Lorsqu’il aborde le rythme de reconstruction, le rapport constate que celle-ci est « quasi achevée » à Saint-Barth. « Après la crise, les travaux ont été essentiellement consacrés à la sécurisation des routes, des bâtiments et des réseaux électrique et téléphonique, explique la Cour. Ils ont ensuite été engagés par ordre de priorité, permettant le recours à des marchés publics négociés sans publicité ni mise en concurrence préalables. Enfin, à partir de fin novembre 2017, une phase de reconstruction s’est engagée et la collectivité est revenue au droit commun de la commande publique. Dans ce contexte, la station d’épuration de Gustavia a été rénovée et remise en état en avril 2018. » La remise en état des réseaux électriques a été effectuée sur une durée de quatre ans, en concertation avec EDF. Le rapport assure que « les nouveaux équipements sont désormais conçus en prenant en compte les risques cycloniques et de submersion ».Faible impact sur
les finances
Au sujet du poids des investissements, la Cour des comptes assure que la situation financière de la Collectivité a été faiblement affectée par l’ouragan. Le rapport précise : « Le niveau des ressources fiscales a aujourd’hui dépassé le montant le plus élevé de la période pré-cyclonique en 2019. Les charges de gestion sont restées contenues. La capacité d’autofinancement s’est stabilisée sur une tendance haussière et la collectivité n’a pas eu recours à l’emprunt, demeurant ainsi sans endettement de long terme. »

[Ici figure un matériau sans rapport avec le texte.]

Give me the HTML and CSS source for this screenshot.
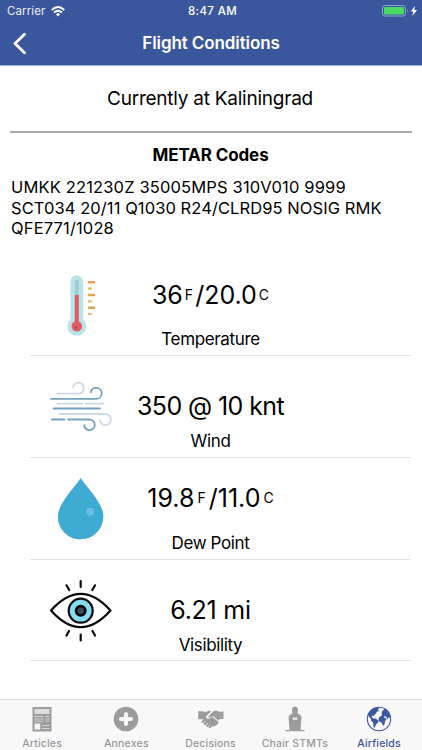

En conclusion, la Cour des comptes estime que la Collectivité de Saint-Barth a tiré les enseignements de la catastrophe. Elle travaille notamment au renforcement de ses réseaux électrique et de communication ainsi qu’à la construction de nouveaux abris sûrs (comme le parking de 150 places qui sera situé sous le futur complexe de Gustavia).
En revanche, pour Saint-Martin, de nombreuses étapes et autres défis restent à relever pour achever la reconstruction. Plan de développement, planification urbaine, meilleur suivi des fonds publics, étude d’impact sur la future réforme fiscale... Le chemin sera long.